In the elevation of the boiling point the solution at a temperature $T_1$ has a lower vapour pressure $p_1$ than the pure solvent. The solution only boils when the temperature is increased to $T_2$ where its vapour pressure has increased to $p_2$ (normally 1 atm ), which is the pressure at which the pure solvent boils. By Raoult’s law $p_1=p_2x_{\mathrm s}$, where $x_{\mathrm s}$ is the mole fraction of solvent $\ln(p_2/p_1)=\ln(1/x_s)$ As $x_\mathrm s=1-x_\mathrm t$ where $x_\mathrm t$ is the mole fraction of solute, $$\ln\left( \frac{1}{1-x_t}\right)= -\frac{\Delta H_\text{vap}}{R}\left( \frac{1}{T_2} - \frac{1}{T_1} \right)$$ and as $x_\mathrm t$ is far smaller than unity $\ln(1-x_t) \approx -x_t -x_t^2/2 \ldots$ from which the second term can be ignored as it is insignificant compared to the first then, $$x_\mathrm t= \frac{\Delta H_\text{vap}}{R}\left( \frac{1}{T_2} - \frac{1}{T_1} \right)$$

Thermodynamically the elevation of boiling point and solubility are very similar but we must swap solute and solvent over so what we formerly called solvent has now to be solute and vice versa.

Considering now solubility, the variation of the mole fraction dissolved $x_\mathrm t$ can be written as $$x_\mathrm t=\frac{\Delta H_\text{vap}}{R}\left( \frac{1}{T_2} - \frac{1}{T_\mathrm B} \right)$$

where what was $T_2$ is now the normal boiling temperature of the liquefied gas. Also $\Delta H_\text{vap}$ (a positive quantity) is now the (molar) heat of vaporisation of the liquefied gas and we approximate this to be the heat of vaporisation from solution.

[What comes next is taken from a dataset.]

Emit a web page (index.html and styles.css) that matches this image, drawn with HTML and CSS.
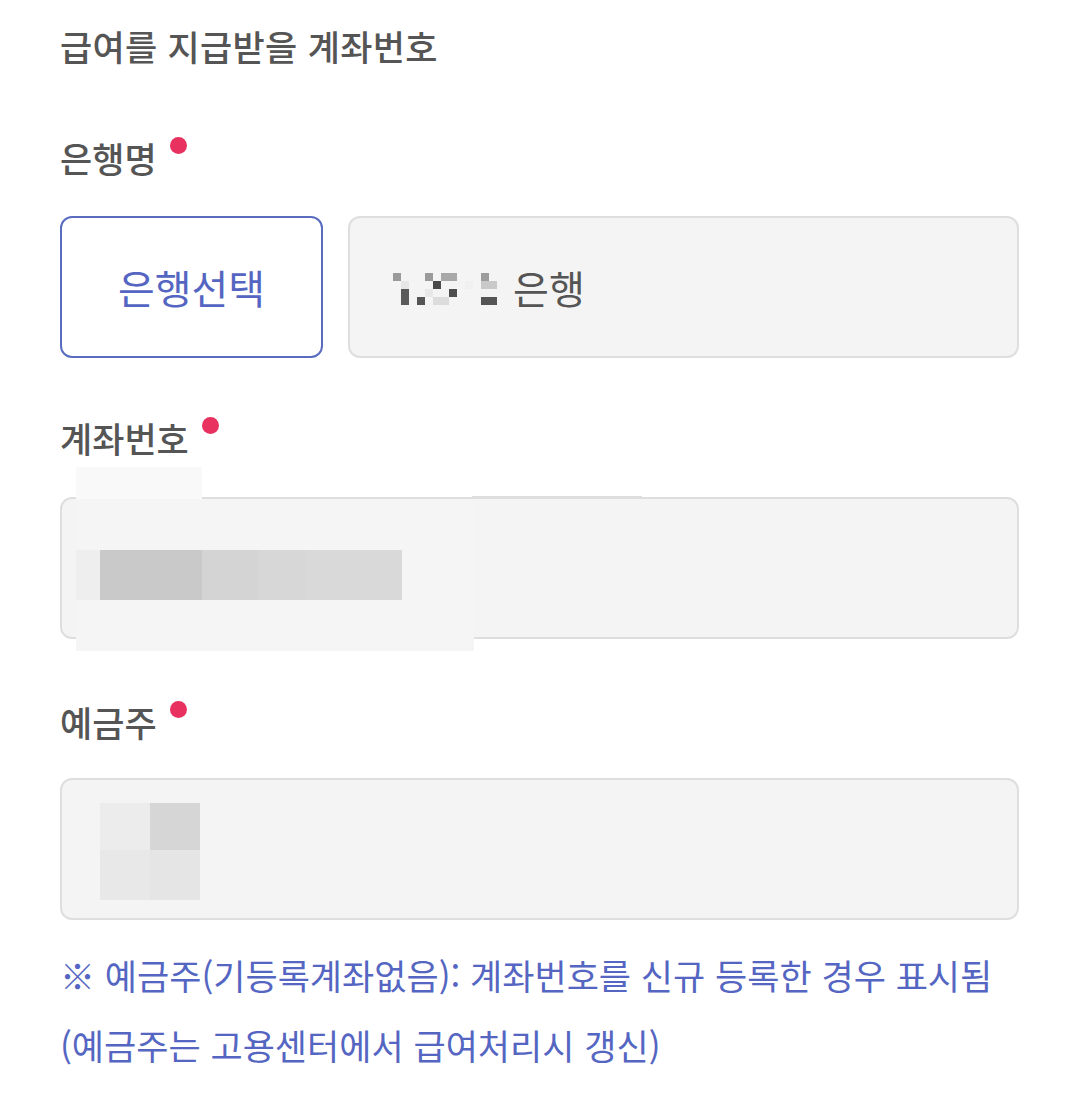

This last equation indicates that the solubility decreases with increase in temperature and should be the same in all solvents in which it forms ideal solutions.

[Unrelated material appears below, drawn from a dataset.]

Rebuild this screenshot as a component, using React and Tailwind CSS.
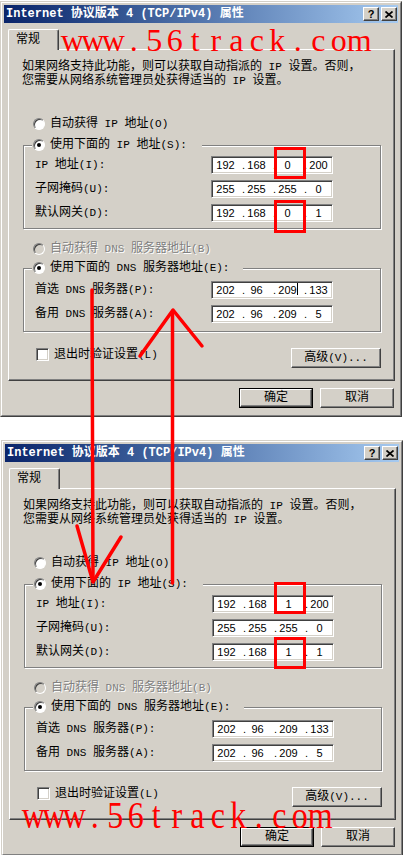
import React from 'react';

const RAISED =
  'border border-t-white border-l-white border-r-[#404040] border-b-[#404040] shadow-[inset_-1px_-1px_0_#808080]';
const SUNKEN =
  'border border-t-[#808080] border-l-[#808080] border-r-white border-b-white shadow-[inset_1px_1px_0_#404040,inset_-1px_-1px_0_#d4d0c8]';

// SimSun-like text: latin runs are half-width, so they are set a little smaller
function T({ children }) {
  return children.split(/([\u0000-\u00ff]+)/).map((part, i) =>
    /^[\u0000-\u00ff]+$/.test(part) ? (
      <span key={i} className="text-[11px] whitespace-pre">
        {part}
      </span>
    ) : (
      part
    )
  );
}

function Radio({ checked, disabled }) {
  return (
    <span
      className={`relative inline-block shrink-0 w-3 h-3 rounded-full border border-t-[#808080] border-l-[#808080] border-r-white border-b-white shadow-[inset_1px_1px_0_#404040] ${
        disabled ? 'bg-[#d4d0c8]' : 'bg-white'
      }`}
    >
      {checked && <span className="absolute left-[3px] top-[3px] w-1 h-1 rounded-full bg-black" />}
    </span>
  );
}

function IpBox({ parts, cursor }) {
  return (
    <div className={`w-[122px] h-[18px] bg-white ${SUNKEN}`}>
      <div className="flex items-center h-full pl-[2px] font-['Liberation_Sans',Arial,sans-serif] text-[11px] leading-none text-black">
        {parts.map((p, i) => (
          <React.Fragment key={i}>
            <span className="relative w-[23px] flex justify-center">
              {p}
              {cursor && i === 2 && <span className="absolute left-[21px] -top-[2px] w-px h-[12px] bg-black" />}
            </span>
            {i < 3 && <span className="w-[8px] text-right">.</span>}
          </React.Fragment>
        ))}
      </div>
    </div>
  );
}

function IpRow({ label, parts, cursor }) {
  return (
    <div className="flex items-center h-[18px]">
      <div className="w-[187px] pl-[11px]">
        <T>{label}</T>
      </div>
      <IpBox parts={parts} cursor={cursor} />
    </div>
  );
}

function Group({ legend, legendW, className, children }) {
  return (
    <div
      className={`relative ml-[14px] w-[358px] border border-[#808080] shadow-[inset_1px_1px_0_white,1px_1px_0_white] flex flex-col gap-[6px] ${className}`}
    >
      <div className={`absolute -top-[9px] left-[8px] h-4 pl-px bg-[#d4d0c8] flex items-center gap-[5px] ${legendW}`}>
        <Radio checked />
        <span>
          <T>{legend}</T>
        </span>
      </div>
      {children}
    </div>
  );
}

function TitleBar() {
  return (
    <div className="h-[18px] shrink-0 bg-linear-to-r from-[#0a246a] to-[#a6caf0] flex items-start justify-between">
      <div className="pl-[2px] h-full flex items-center text-white font-bold text-[12px] leading-none whitespace-pre">
        Internet 协议版本 4 (TCP/IPv4) 属性
      </div>
      <div className="flex gap-[2px] pt-[2px] pr-[1px]">
        <div className={`w-4 h-[14px] bg-[#d4d0c8] flex items-center justify-center ${RAISED}`}>
          <span className="font-['Liberation_Sans',Arial,sans-serif] font-bold text-[11px] leading-none text-black">?</span>
        </div>
        <div className={`w-4 h-[14px] bg-[#d4d0c8] flex items-center justify-center ${RAISED}`}>
          <svg width="8" height="7" viewBox="0 0 8 7">
            <path d="M0.5 0.5L7.5 6.5M7.5 0.5L0.5 6.5" stroke="black" strokeWidth="1.7" />
          </svg>
        </div>
      </div>
    </div>
  );
}

function Dialog({ third, cursor, className }) {
  return (
    <div
      className={`w-[402px] h-[416px] bg-[#d4d0c8] border border-t-[#d4d0c8] border-l-[#d4d0c8] border-r-[#404040] border-b-[#404040] ${className}`}
    >
      <div className="h-full border border-t-white border-l-white border-r-[#808080] border-b-[#808080] p-[2px] flex flex-col">
        <TitleBar />

        {/* tab */}
        <div className="relative z-10 mt-[6px] ml-[4px] -mb-px w-[51px] h-[21px] bg-[#d4d0c8] rounded-t-[2px] border-t border-l border-r border-t-white border-l-white border-r-[#404040] shadow-[inset_-1px_0_0_#808080] flex items-center pl-[7px] pb-[1px]">
          常规
        </div>

        {/* tab panel */}
        <div className="ml-[4px] w-[387px] h-[332px] border border-t-white border-l-white border-r-[#404040] border-b-[#404040] shadow-[inset_-1px_-1px_0_#808080] flex flex-col">
          <div className="pt-[10px] pl-[13px] leading-[14px]">
            <div>
              <T>如果网络支持此功能，则可以获取自动指派的 IP 设置。否则，</T>
            </div>
            <div>
              <T>您需要从网络系统管理员处获得适当的 IP 设置。</T>
            </div>
          </div>

          <div className="mt-[28px] h-4 pl-[24px] flex items-center gap-[5px]">
            <Radio />
            <span>
              <T>自动获得 IP 地址(O)</T>
            </span>
          </div>

          <Group legend="使用下面的 IP 地址(S):" legendW="w-[170px]" className="mt-[13px] pt-[10px] pb-[6px]">
            <IpRow label="IP 地址(I):" parts={['192', '168', third, '200']} />
            <IpRow label="子网掩码(U):" parts={['255', '255', '255', '0']} />
            <IpRow label="默认网关(D):" parts={['192', '168', third, '1']} />
          </Group>

          <div className="mt-[12px] h-4 pl-[24px] flex items-center gap-[5px] text-[#808080] [text-shadow:1px_1px_0_white]">
            <Radio disabled />
            <span>
              <T>自动获得 DNS 服务器地址(B)</T>
            </span>
          </div>

          <Group legend="使用下面的 DNS 服务器地址(E):" legendW="w-[211px]" className="mt-[11px] pt-[12px] pb-[8px]">
            <IpRow label="首选 DNS 服务器(P):" parts={['202', '96', '209', '133']} cursor={cursor} />
            <IpRow label="备用 DNS 服务器(A):" parts={['202', '96', '209', '5']} />
          </Group>

          <div className="mt-[16px] h-[20px] pl-[27px] pr-[13px] flex items-start justify-between">
            <div className="flex items-center gap-[5px] h-[13px]">
              <span className={`w-[13px] h-[13px] bg-white ${SUNKEN}`} />
              <span>
                <T>退出时验证设置(L)</T>
              </span>
            </div>
            <div className={`w-[90px] h-[20px] flex items-center justify-center ${RAISED}`}>
              <span>
                <T>高级(V)...</T>
              </span>
            </div>
          </div>
        </div>

        <div className="mt-[7px] pr-[4px] flex justify-end gap-[7px]">
          <div className="w-[74px] h-[20px] border border-black">
            <div className={`h-full flex items-center justify-center ${RAISED}`}>确定</div>
          </div>
          <div className={`w-[74px] h-[20px] flex items-center justify-center ${RAISED}`}>取消</div>
        </div>
      </div>
    </div>
  );
}

function Watermark({ className }) {
  return (
    <div
      className={`absolute flex pointer-events-none font-['Liberation_Serif','Times_New_Roman',serif] text-[32px] leading-[32px] text-[#ff0000] ${className}`}
    >
      {'www.56track.com'.split('').map((c, i) => (
        <span key={i} className="w-[20.5px] flex justify-center">
          {c}
        </span>
      ))}
    </div>
  );
}

export default function App() {
  return (
    <div className="relative w-[404px] h-[855px] overflow-hidden bg-white text-black text-[12px] leading-[14px] font-['Liberation_Mono','Noto_Sans_CJK_SC',monospace]">
      <Dialog third="0" cursor className="mt-px" />
      <Dialog third="1" className="mt-[23px] ml-px" />

      {/* red marks */}
      <div className="absolute top-[147px] left-[274px] w-[32px] h-[32px] border-[3px] border-[#ff0000]" />
      <div className="absolute top-[200px] left-[274px] w-[32px] h-[33px] border-[3px] border-[#ff0000]" />
      <div className="absolute top-[582px] left-[274px] w-[32px] h-[32px] border-[3px] border-[#ff0000]" />
      <div className="absolute top-[637px] left-[274px] w-[32px] h-[32px] border-[3px] border-[#ff0000]" />

      <svg className="absolute left-0 top-0 pointer-events-none" width="404" height="855" viewBox="0 0 404 855">
        <g stroke="#ff0000" strokeWidth="3.5" strokeLinecap="round" strokeLinejoin="round" fill="none">
          <path d="M92 290 L93 580" />
          <path d="M77 526 L93 582 L121 537" />
          <path d="M172.5 312 L172.5 583" />
          <path d="M140 356 L173 310 L202 346" />
        </g>
      </svg>

      <Watermark className="left-[62px] top-[24px]" />
      <Watermark className="left-[23px] top-[799px] scale-y-[1.18]" />
    </div>
  );
}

In the solution a gas molecule has an attractive interaction energy between itself and the solvent. (Experiment shows that $\Delta H_\text{vap}$ is positive thus the heat to dissolve is negative). The solvent molecules also have an attractive interaction between themselves otherwise they would not form a liquid. Thus for a gas-solvent interaction a solvent-solvent one has to be destroyed. Overall the difference in energy is probably small. However, there is an entropic effect to consider. Clearly this will have increased when a gas dissolves as now there is another species in the solvent and thus the number of ways the molecules can be arranged has increased and this will have increased the entropy. Together these effect make the free energy negative as expected for a spontaneous process.

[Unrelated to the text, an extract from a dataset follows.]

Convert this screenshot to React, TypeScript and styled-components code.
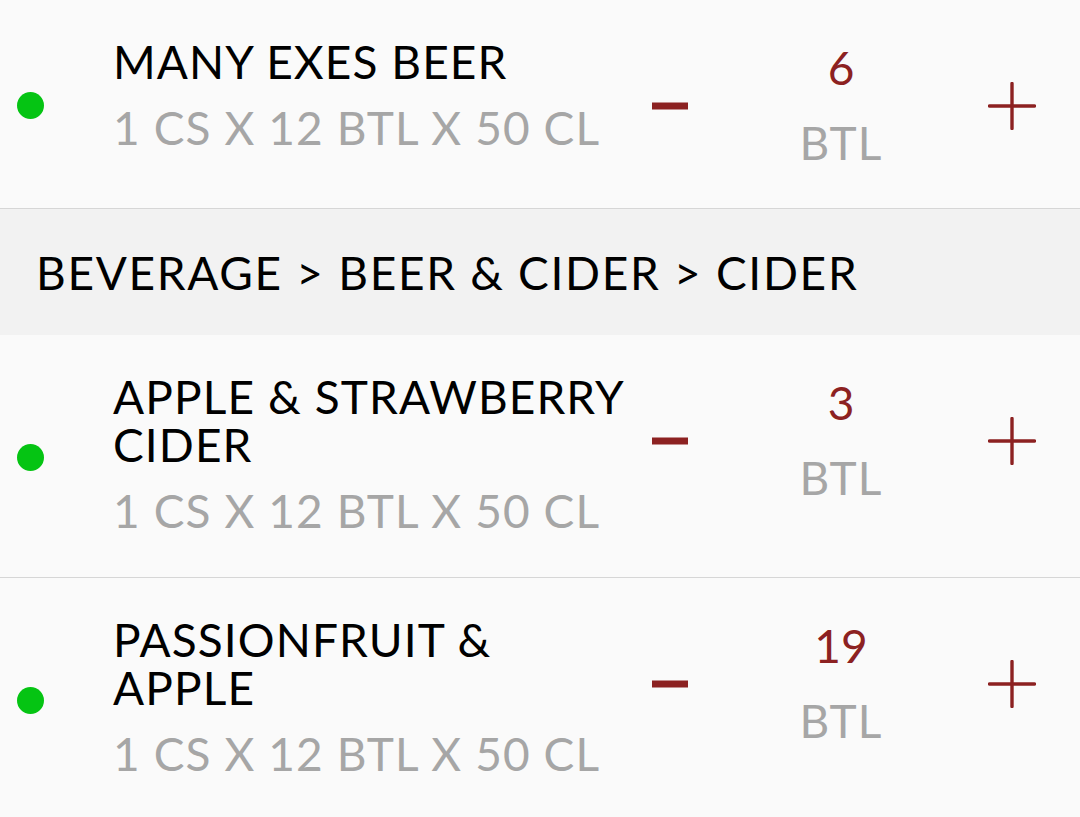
import React from 'react';
import styled, { createGlobalStyle } from 'styled-components';

const GlobalStyle = createGlobalStyle`
  html, body {
    margin: 0;
    padding: 0;
    background: #fafafa;
    overflow: hidden;
  }

  body {
    font-family: 'Lato', 'Noto Sans', sans-serif;
    -webkit-font-smoothing: antialiased;
  }
`;

const ListStyle = styled.div`
  width: 1080px;
  height: 817px;
  overflow: hidden;
  background: #fafafa;
`;

const SectionHeader = styled.div`
  display: flex;
  align-items: center;
  height: 126px;
  padding-left: 36px;
  background: #f2f2f2;
  color: #000;
  font-size: 46px;
  letter-spacing: 1.7px;
`;

const Row = styled.div`
  display: flex;
  align-items: flex-start;
  padding: 38px 0 35px;
  border-bottom: 1px solid #d6d6d6;
  background: #fafafa;
`;

const DotCell = styled.div`
  align-self: center;
  width: 113px;
  flex-shrink: 0;
  display: flex;
  padding-left: 17px;
  box-sizing: border-box;
`;

const Dot = styled.span<{ $color: string }>`
  width: 27px;
  height: 27px;
  border-radius: 50%;
  background: ${(p) => p.$color};
`;

const Info = styled.div`
  flex: 1;
  min-width: 0;
  padding: 0 10px 7px 0;
`;

const Title = styled.div`
  font-size: 46px;
  line-height: 48px;
  color: #000;
  letter-spacing: 1.1px;
`;

const Subtitle = styled.div`
  margin-top: 18px;
  font-size: 46px;
  line-height: 48px;
  color: #a6a6a6;
  letter-spacing: 1.1px;
`;

const Controls = styled.div`
  display: flex;
  align-items: center;
  gap: 41px;
  width: 402px;
  margin-right: 38px;
  flex-shrink: 0;
`;

const StepButton = styled.button`
  display: flex;
  align-items: center;
  justify-content: center;
  width: 60px;
  height: 60px;
  padding: 0;
  border: none;
  background: none;
  cursor: pointer;
`;

const Quantity = styled.div`
  width: 200px;
  display: flex;
  flex-direction: column;
  align-items: center;
`;

const Count = styled.div`
  font-size: 46px;
  line-height: 60px;
  color: #8c2121;
`;

const Unit = styled.div`
  margin-top: 15px;
  font-size: 46px;
  line-height: 60px;
  color: #a6a6a6;
  letter-spacing: 1.1px;
`;

const RED = '#8c2121';

const MinusIcon = () => (
  <svg width="36" height="8" viewBox="0 0 36 8">
    <rect x="0" y="0.5" width="36" height="7" fill={RED} />
  </svg>
);

const PlusIcon = () => (
  <svg width="48" height="48" viewBox="0 0 48 48">
    <path d="M24 1.5V46.5M1.5 24H46.5" stroke={RED} strokeWidth="3.4" strokeLinecap="round" />
  </svg>
);

type Item = {
  name: string;
  pack: string;
  qty: number;
  unit: string;
};

const ProductRow = ({ item }: { item: Item }) => (
  <Row>
    <DotCell>
      <Dot $color="#05c413" />
    </DotCell>
    <Info>
      <Title>{item.name}</Title>
      <Subtitle>{item.pack}</Subtitle>
    </Info>
    <Controls>
      <StepButton aria-label="decrease">
        <MinusIcon />
      </StepButton>
      <Quantity>
        <Count>{item.qty}</Count>
        <Unit>{item.unit}</Unit>
      </Quantity>
      <StepButton aria-label="increase">
        <PlusIcon />
      </StepButton>
    </Controls>
  </Row>
);

const beer: Item[] = [
  { name: 'MANY EXES BEER', pack: '1 CS X 12 BTL X 50 CL', qty: 6, unit: 'BTL' },
];

const cider: Item[] = [
  { name: 'APPLE & STRAWBERRY CIDER', pack: '1 CS X 12 BTL X 50 CL', qty: 3, unit: 'BTL' },
  { name: 'PASSIONFRUIT & APPLE', pack: '1 CS X 12 BTL X 50 CL', qty: 19, unit: 'BTL' },
];

const App = () => {
  return (
    <>
      <GlobalStyle />
      <ListStyle>
        {beer.map((item) => (
          <ProductRow key={item.name} item={item} />
        ))}
        <SectionHeader>BEVERAGE &gt; BEER &amp; CIDER &gt; CIDER</SectionHeader>
        {cider.map((item) => (
          <ProductRow key={item.name} item={item} />
        ))}
      </ListStyle>
    </>
  );
};

export default App;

As the temperature is increased the molecules gain in average energy and so are more able to overcome the attractive potential that keeps them in solution and thus the vapour pressure of the solvent increases and the solubility of the gas decreases. It is also worth noting that the average kinetic energy $(3/2)kT$ is the same in the solution and in the gas phase, in solution it is merely restricted to a smaller range on motion. Thus the notion that it is the kinetic energy that is acquired that causes a molecule to enter the gas phase in incorrect.

Answer 2

For ideal gases (probably in solution the physics are a little different) but anyway as oxygen is an ideal gas, the equations from physics that you need to keep in mind are ...

kinetic energy = (1 / 2)(mass)(velocity)^2 = (3 / 2)(Boltzmann constant)(Temperature),

so therefore temperature is a measure of the velocity of your molecules, where as temperature increases, so does the velocity of the molecules increase. Thus, all molecules in solution, including gaseous oxygen move more rapidly gaining kinetic energy to escape solvation energy, and so they are more prone to bubble up the surface and escape acqueous solution because oxygen gas is less dense than liquid water.

Answer 3

Cold water holds more oxygen molecule than hot water because water molecules are closer together in cold water which makes it harder oxygen molecule to escape. At higher temperature, the oxygen molecule have greater amount of kinetic energy. So the gas molecule in hot water can more easily overce the weak binding forces within the water and escape through the surface.